#### [Stated exercise]
Will you quote precisely the lines that run from the top of the material below to the line containing "string; items: NavItem[]", both ends included?

#### [Data provided]
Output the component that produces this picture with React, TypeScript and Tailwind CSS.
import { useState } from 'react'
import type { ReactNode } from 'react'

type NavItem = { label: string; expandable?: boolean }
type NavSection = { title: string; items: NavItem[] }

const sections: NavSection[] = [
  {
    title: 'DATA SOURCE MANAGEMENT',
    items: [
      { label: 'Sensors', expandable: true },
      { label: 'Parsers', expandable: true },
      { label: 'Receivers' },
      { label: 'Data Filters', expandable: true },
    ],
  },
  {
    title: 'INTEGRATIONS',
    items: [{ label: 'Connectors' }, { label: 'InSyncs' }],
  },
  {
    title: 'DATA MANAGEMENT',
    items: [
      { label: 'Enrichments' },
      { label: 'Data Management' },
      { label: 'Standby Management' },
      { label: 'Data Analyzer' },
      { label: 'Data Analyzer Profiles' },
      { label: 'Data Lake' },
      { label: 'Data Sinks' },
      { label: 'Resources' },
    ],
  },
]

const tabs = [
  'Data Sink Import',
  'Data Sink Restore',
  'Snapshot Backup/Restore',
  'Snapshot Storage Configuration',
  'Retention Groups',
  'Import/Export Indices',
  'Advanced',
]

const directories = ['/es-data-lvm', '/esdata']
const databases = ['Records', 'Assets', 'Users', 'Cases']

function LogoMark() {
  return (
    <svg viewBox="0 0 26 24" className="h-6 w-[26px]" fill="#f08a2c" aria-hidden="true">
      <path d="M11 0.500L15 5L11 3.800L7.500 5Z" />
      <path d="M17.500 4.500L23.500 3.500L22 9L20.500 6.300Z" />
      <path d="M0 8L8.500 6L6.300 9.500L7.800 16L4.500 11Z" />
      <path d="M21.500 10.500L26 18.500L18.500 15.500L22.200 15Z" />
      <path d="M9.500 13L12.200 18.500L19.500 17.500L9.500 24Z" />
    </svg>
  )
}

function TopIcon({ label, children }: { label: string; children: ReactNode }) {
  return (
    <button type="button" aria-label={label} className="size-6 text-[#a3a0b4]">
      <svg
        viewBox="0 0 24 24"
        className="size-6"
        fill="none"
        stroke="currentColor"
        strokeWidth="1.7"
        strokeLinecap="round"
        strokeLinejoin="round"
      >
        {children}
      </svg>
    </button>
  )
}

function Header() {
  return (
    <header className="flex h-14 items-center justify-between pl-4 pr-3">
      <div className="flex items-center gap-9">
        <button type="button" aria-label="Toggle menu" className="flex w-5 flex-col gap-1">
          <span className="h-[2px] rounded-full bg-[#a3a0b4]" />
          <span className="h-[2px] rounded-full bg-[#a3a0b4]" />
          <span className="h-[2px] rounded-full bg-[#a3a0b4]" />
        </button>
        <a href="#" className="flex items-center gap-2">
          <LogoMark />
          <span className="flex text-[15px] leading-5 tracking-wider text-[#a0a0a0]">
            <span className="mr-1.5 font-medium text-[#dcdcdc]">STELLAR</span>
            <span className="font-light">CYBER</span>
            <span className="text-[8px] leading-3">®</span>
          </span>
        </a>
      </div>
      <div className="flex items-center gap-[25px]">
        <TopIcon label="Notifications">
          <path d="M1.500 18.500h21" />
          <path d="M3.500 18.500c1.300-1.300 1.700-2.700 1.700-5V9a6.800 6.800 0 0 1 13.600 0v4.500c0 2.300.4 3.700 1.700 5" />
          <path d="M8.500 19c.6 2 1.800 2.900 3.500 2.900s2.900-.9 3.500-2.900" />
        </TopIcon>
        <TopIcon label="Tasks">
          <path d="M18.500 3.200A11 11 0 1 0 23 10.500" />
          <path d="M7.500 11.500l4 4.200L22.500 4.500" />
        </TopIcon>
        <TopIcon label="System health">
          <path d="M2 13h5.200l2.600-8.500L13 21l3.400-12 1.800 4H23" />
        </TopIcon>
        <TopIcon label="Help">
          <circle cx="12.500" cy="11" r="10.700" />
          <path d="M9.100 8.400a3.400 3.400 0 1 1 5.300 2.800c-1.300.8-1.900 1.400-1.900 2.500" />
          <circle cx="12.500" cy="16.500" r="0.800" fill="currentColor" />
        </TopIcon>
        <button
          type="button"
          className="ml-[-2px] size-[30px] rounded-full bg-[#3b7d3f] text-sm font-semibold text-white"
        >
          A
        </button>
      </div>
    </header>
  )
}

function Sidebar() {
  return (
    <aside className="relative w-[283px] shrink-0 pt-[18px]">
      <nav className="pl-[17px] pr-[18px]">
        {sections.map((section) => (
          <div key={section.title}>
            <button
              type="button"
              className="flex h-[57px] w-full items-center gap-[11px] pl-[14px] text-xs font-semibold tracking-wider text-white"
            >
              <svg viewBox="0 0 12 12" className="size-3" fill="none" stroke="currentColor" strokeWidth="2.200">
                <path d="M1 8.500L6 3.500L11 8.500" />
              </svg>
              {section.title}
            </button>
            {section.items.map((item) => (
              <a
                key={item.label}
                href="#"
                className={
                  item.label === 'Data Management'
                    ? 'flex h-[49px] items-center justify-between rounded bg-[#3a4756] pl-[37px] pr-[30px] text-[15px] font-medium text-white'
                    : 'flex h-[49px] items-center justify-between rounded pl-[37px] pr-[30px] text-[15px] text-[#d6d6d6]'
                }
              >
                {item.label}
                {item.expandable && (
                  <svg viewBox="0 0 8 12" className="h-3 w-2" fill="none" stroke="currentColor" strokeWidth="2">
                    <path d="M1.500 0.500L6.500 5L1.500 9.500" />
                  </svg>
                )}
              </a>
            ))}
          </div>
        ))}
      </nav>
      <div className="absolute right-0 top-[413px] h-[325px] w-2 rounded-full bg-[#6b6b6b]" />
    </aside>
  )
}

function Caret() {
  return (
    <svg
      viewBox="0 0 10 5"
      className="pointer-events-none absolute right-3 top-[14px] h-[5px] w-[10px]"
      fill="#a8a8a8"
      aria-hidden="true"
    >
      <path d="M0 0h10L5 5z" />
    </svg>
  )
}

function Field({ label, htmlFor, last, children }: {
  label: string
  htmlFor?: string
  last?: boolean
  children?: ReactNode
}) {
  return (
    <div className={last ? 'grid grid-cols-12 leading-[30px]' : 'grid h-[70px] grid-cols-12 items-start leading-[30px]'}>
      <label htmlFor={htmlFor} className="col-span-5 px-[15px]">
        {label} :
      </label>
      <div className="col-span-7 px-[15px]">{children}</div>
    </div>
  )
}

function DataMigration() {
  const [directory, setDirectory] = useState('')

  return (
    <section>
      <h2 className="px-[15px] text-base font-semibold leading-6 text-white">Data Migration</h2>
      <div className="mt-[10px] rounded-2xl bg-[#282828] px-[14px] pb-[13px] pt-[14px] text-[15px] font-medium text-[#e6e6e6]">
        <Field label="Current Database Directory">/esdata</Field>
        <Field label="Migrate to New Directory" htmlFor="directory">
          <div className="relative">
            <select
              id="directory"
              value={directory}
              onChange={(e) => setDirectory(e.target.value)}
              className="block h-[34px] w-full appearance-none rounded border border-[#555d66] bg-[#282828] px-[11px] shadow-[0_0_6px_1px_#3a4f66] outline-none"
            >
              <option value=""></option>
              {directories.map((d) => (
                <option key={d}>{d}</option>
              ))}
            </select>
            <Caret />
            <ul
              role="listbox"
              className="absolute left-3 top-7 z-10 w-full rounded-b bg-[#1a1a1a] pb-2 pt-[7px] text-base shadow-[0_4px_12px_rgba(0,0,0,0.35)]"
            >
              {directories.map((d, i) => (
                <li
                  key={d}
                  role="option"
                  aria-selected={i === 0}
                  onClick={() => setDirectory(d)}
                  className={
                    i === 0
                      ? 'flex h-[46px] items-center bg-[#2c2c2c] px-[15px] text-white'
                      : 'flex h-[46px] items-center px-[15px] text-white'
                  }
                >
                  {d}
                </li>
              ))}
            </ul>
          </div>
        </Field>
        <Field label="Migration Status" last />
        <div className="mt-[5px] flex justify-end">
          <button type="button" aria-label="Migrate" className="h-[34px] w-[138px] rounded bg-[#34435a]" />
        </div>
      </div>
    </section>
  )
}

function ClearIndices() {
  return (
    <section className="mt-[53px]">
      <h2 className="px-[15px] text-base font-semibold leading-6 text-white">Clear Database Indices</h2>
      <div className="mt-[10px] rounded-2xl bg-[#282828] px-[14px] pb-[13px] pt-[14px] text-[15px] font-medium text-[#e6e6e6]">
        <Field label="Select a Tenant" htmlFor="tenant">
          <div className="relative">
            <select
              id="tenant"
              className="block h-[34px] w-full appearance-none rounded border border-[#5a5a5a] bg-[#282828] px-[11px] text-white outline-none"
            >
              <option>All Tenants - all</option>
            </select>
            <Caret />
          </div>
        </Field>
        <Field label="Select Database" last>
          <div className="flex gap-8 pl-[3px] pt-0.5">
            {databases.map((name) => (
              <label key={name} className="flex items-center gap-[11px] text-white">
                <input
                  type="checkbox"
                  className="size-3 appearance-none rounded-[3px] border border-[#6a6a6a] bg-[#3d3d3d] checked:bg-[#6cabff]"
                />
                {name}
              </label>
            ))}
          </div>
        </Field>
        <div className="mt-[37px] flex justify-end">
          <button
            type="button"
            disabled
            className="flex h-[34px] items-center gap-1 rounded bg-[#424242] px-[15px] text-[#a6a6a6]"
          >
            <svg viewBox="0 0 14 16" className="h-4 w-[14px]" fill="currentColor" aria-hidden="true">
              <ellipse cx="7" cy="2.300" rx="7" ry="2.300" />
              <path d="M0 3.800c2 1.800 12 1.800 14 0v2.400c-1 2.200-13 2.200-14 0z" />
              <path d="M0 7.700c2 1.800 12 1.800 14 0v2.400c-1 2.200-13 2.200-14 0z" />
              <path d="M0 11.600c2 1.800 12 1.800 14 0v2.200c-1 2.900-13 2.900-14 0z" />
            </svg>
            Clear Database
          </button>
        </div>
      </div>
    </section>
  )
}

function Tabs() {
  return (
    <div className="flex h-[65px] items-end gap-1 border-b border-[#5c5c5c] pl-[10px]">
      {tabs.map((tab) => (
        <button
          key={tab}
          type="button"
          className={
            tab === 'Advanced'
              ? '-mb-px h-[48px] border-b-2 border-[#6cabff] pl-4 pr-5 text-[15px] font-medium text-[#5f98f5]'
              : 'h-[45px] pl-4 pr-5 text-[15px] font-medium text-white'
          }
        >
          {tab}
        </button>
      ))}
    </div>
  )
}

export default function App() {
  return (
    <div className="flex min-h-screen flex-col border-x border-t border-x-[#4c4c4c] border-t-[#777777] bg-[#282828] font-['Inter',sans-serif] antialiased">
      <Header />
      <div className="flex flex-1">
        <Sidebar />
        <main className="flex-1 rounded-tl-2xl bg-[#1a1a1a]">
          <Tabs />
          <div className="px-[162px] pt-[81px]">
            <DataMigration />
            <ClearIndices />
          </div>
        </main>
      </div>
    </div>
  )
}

#### [Exercise output]
Output the component that produces this picture with React, TypeScript and Tailwind CSS.
import { useState } from 'react'
import type { ReactNode } from 'react'

type NavItem = { label: string; expandable?: boolean }
type NavSection = { title: string; items: NavItem[] }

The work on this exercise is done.